The lake’s catchment of 162,225 km2 includes ~97.2% of Jiangxi Province (Editorial Committee of Studies on Poyang Lake 1988), while 18 million people live in the counties surrounding the lake.

Hydrology

The hydrological character of Poyang is unique among China’s lakes. The flood peak caused by flooding in the lake’s five tributaries usually happens between May and June. In late summer, the Yangtze flood can backflow into Poyang Lake, usually between July and October (Editorial Committee of Studies on Poyang Lake 1988; Harris and Zhuang 2010). After September, with the flood period ending, the water level in the lake gradually reduces until its lowest levels occur during December or January.

Water levels at Poyang in the low water season, as compared with the high water season, exhibit significant differences between the upper and lower reaches of Poyang. The lake surface slopes downwards from upstream areas in the south towards the north and its confluence with the Yangtze. The difference in water surface elevation between upper and lower parts of the lake can be >4 m. In spring, when the water level reaches about 15 m above sea level (Wu Song System – see Box 1 at end of chapter), however, the surface of the entire lake flattens out (i.e., the entire basin is flooded).

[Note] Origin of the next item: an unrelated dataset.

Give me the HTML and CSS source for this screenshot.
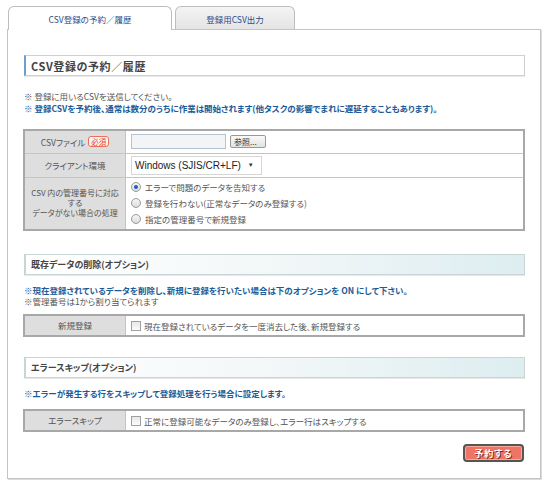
FILE: index.html
```html
<!DOCTYPE html>
<html lang="ja">
<head>
<meta charset="utf-8">
<title>CSV登録の予約／履歴</title>
<link rel="stylesheet" href="styles.css">
</head>
<body>
<div class="page">
  <div class="tabs">
    <div class="tab tab-active">CSV登録の予約／履歴</div>
    <div class="tab">登録用CSV出力</div>
  </div>
  <div class="panel">
    <h2 class="sec sec-plain">CSV登録の予約／履歴</h2>
    <p class="note note-first">※ 登録に用いるCSVを送信してください。</p>
    <p class="note note-blue">※ 登録CSVを予約後、通常は数分のうちに作業は開始されます(他タスクの影響でまれに遅延することもあります)。</p>

    <table class="form form-main">
      <tr class="row-file">
        <th>CSVファイル <span class="req">必須</span></th>
        <td><span class="file-box"></span><span class="browse">参照...</span></td>
      </tr>
      <tr class="row-env">
        <th>クライアント環境</th>
        <td><span class="select">Windows (SJIS/CR+LF)<span class="caret">▼</span></span></td>
      </tr>
      <tr class="row-opt">
        <th class="th-multi">CSV 内の管理番号に対応<br>する<br>データがない場合の処理</th>
        <td>
          <div class="radio-list">
            <label class="radio-item"><span class="radio radio-on"></span>エラーで問題のデータを告知する</label>
            <label class="radio-item"><span class="radio"></span>登録を行わない(正常なデータのみ登録する)</label>
            <label class="radio-item"><span class="radio"></span>指定の管理番号で新規登録</label>
          </div>
        </td>
      </tr>
    </table>

    <h2 class="sec sec-grad">既存データの削除(オプション)</h2>
    <p class="note note-blue note-tight">※現在登録されているデータを削除し、新規に登録を行いたい場合は下のオプションを ON にして下さい。</p>
    <p class="note note-tight2">※管理番号は1から割り当てられます</p>
    <table class="form form-small form-del">
      <tr>
        <th>新規登録</th>
        <td><label class="check-item"><span class="check"></span>現在登録されているデータを一度消去した後、新規登録する</label></td>
      </tr>
    </table>

    <h2 class="sec sec-grad sec-skip">エラースキップ(オプション)</h2>
    <p class="note note-blue note-tight">※エラーが発生する行をスキップして登録処理を行う場合に設定します。</p>
    <table class="form form-small form-skip">
      <tr>
        <th>エラースキップ</th>
        <td><label class="check-item"><span class="check"></span>正常に登録可能なデータのみ登録し、エラー行はスキップする</label></td>
      </tr>
    </table>

    <div class="actions">
      <span class="reserve">予約する</span>
    </div>
  </div>
</div>
</body>
</html>
```
FILE: styles.css
```css
html, body {
  margin: 0;
  padding: 0;
  background: #ffffff;
}
body {
  font-family: "Noto Sans CJK JP", "Noto Sans", sans-serif;
  font-size: 9px;
  color: #555;
  font-feature-settings: "palt";
}
.page {
  padding: 6px 9px 6px 7px;
}
.tabs {
  display: flex;
  gap: 3px;
  padding-left: 1px;
  height: 24px;
  position: relative;
  z-index: 1;
}
.tab {
  width: 120px;
  height: 23px;
  box-sizing: border-box;
  border: 1px solid #bdbdbd;
  border-bottom: none;
  border-radius: 6px 6px 0 0;
  background: linear-gradient(#f4f4f4, #e4e4e4);
  color: #2a4c8a;
  display: flex;
  align-items: center;
  justify-content: center;
  font-size: 8.5px;
  padding-top: 1px;
}
.tab-active {
  width: 164px;
  height: 24px;
  background: #ffffff;
}
.panel {
  margin-top: -1px;
  border: 1px solid #c4c4c4;
  box-shadow: 1px 1px 0 #dcdcdc;
  padding: 25px 15px 16px 16px;
}
.sec {
  margin: 0;
  height: 21px;
  box-sizing: border-box;
  border: 1px solid #cfcfcf;
  border-left: 2px solid #6a9fd0;
  padding-left: 5px;
  display: flex;
  align-items: center;
  font-size: 11px;
  font-weight: bold;
  color: #444;
  letter-spacing: 0.6px;
  box-shadow: 0 1px 0 #e8e8e8;
}
.sec-plain {
  background: #ffffff;
}
.sec-grad {
  font-size: 9px;
  letter-spacing: 0;
  margin-top: 23px;
  background: linear-gradient(90deg, #ffffff 0%, #f2f7f8 50%, #ddedf0 100%);
  border-color: #c8d4d6;
}
.sec-skip {
  margin-top: 20px;
}
.note {
  margin: 0;
  line-height: 12px;
  font-size: 8.5px;
  color: #555;
}
.note-first {
  margin-top: 14px;
}
.note-blue {
  color: #1b5c98;
  font-weight: bold;
}
.note-tight {
  margin-top: 10px;
  line-height: 11px;
}
.note-tight2 {
  line-height: 10px;
}
.form {
  width: 502px;
  border-collapse: collapse;
  border: 2px solid #a8a8a8;
  margin-left: -1px;
}
.form-main {
  margin-top: 15px;
}
.form th, .form td {
  border: 1px solid #c4c4c4;
  padding: 0;
  font-size: 8.5px;
  font-weight: normal;
  white-space: nowrap;
}
.form th {
  width: 100px;
  background: #dedede;
  color: #555;
  text-align: center;
  line-height: 11px;
}
.form th.th-multi {
  line-height: 10px;
  font-size: 8px;
  padding: 1px 0;
}
.form td {
  background: #fff;
  padding-left: 5px;
}
.row-file {
  height: 23px;
}
.row-env {
  height: 24px;
}
.row-opt {
  height: 53px;
}
.req {
  display: inline-block;
  border: 1px solid #e8705c;
  border-radius: 3px;
  color: #e0442c;
  background: #fff4f0;
  font-size: 7.5px;
  line-height: 9px;
  padding: 0 2px;
  margin-left: 1px;
  vertical-align: 1px;
}
.file-box {
  display: inline-block;
  width: 95px;
  height: 15px;
  box-sizing: border-box;
  border: 1px solid #b4c4d4;
  background: #f2f4f6;
  vertical-align: middle;
}
.browse {
  display: inline-block;
  margin-left: 4px;
  height: 13px;
  width: 36px;
  box-sizing: border-box;
  border: 1px solid #999;
  border-radius: 2px;
  background: linear-gradient(#fafafa, #e2e2e2);
  font-size: 8px;
  line-height: 11px;
  color: #333;
  padding-left: 3px;
  vertical-align: middle;
}
.select {
  display: inline-flex;
  align-items: center;
  height: 19px;
  box-sizing: border-box;
  border: 1px solid #d6d6d6;
  font-family: "Liberation Sans", Arial, sans-serif;
  font-size: 10px;
  color: #222;
  padding: 0 7px 0 3px;
  white-space: nowrap;
  vertical-align: middle;
}
.caret {
  font-size: 6px;
  margin-left: 7px;
  color: #333;
}
.radio-list {
  display: flex;
  flex-direction: column;
  gap: 4px;
  padding: 2px 0;
}
.radio-item, .check-item {
  display: flex;
  align-items: center;
  color: #555;
}
.radio {
  width: 8px;
  height: 8px;
  border: 1px solid #9a9a9a;
  border-radius: 50%;
  background: linear-gradient(#f6f6f6, #dcdcdc);
  margin-right: 4px;
  position: relative;
}
.radio-on::after {
  content: "";
  position: absolute;
  left: 2px;
  top: 2px;
  width: 4px;
  height: 4px;
  border-radius: 50%;
  background: #1f5ec4;
}
.form-small tr {
  height: 21px;
}
.form-del {
  margin-top: 8px;
}
.form-skip {
  margin-top: 10px;
}
.check {
  width: 8px;
  height: 8px;
  border: 1px solid #a0a0a0;
  background: linear-gradient(#e8e8e8, #fafafa);
  margin-right: 3px;
}
.actions {
  display: flex;
  justify-content: flex-end;
  margin-top: 12px;
  padding-right: 1px;
}
.reserve {
  display: inline-flex;
  align-items: center;
  justify-content: center;
  width: 61px;
  height: 18px;
  box-sizing: border-box;
  border: 2px solid #555;
  border-radius: 4px;
  background: #f07466;
  color: #fff;
  font-weight: bold;
  font-size: 9px;
  letter-spacing: 1px;
  text-shadow: 1px 1px 0 #7a2a20;
  box-shadow: inset 0 0 0 1px #f8a898;
}
```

Average winter elevation of the water in Poyang Lake is 11.98 masl at the Gan River station at Wucheng near Poyang Lake National Nature Reserve (NNR), with minima fluctuating by +/− 1 m between and within years. There are over 60 sub-lakes in the system, so it is not easy to generalize about water depth – although the profile is relatively flat. Most of the sub-lakes (e.g., in Poyang Lake NNR) are very shallow in winter and can be more or less dry after being drained for fishing purposes, with just the channels having water remaining. Typically, winter depths will range from a bit more than 100 cm to less than 15 cm around the margins of the lake pans.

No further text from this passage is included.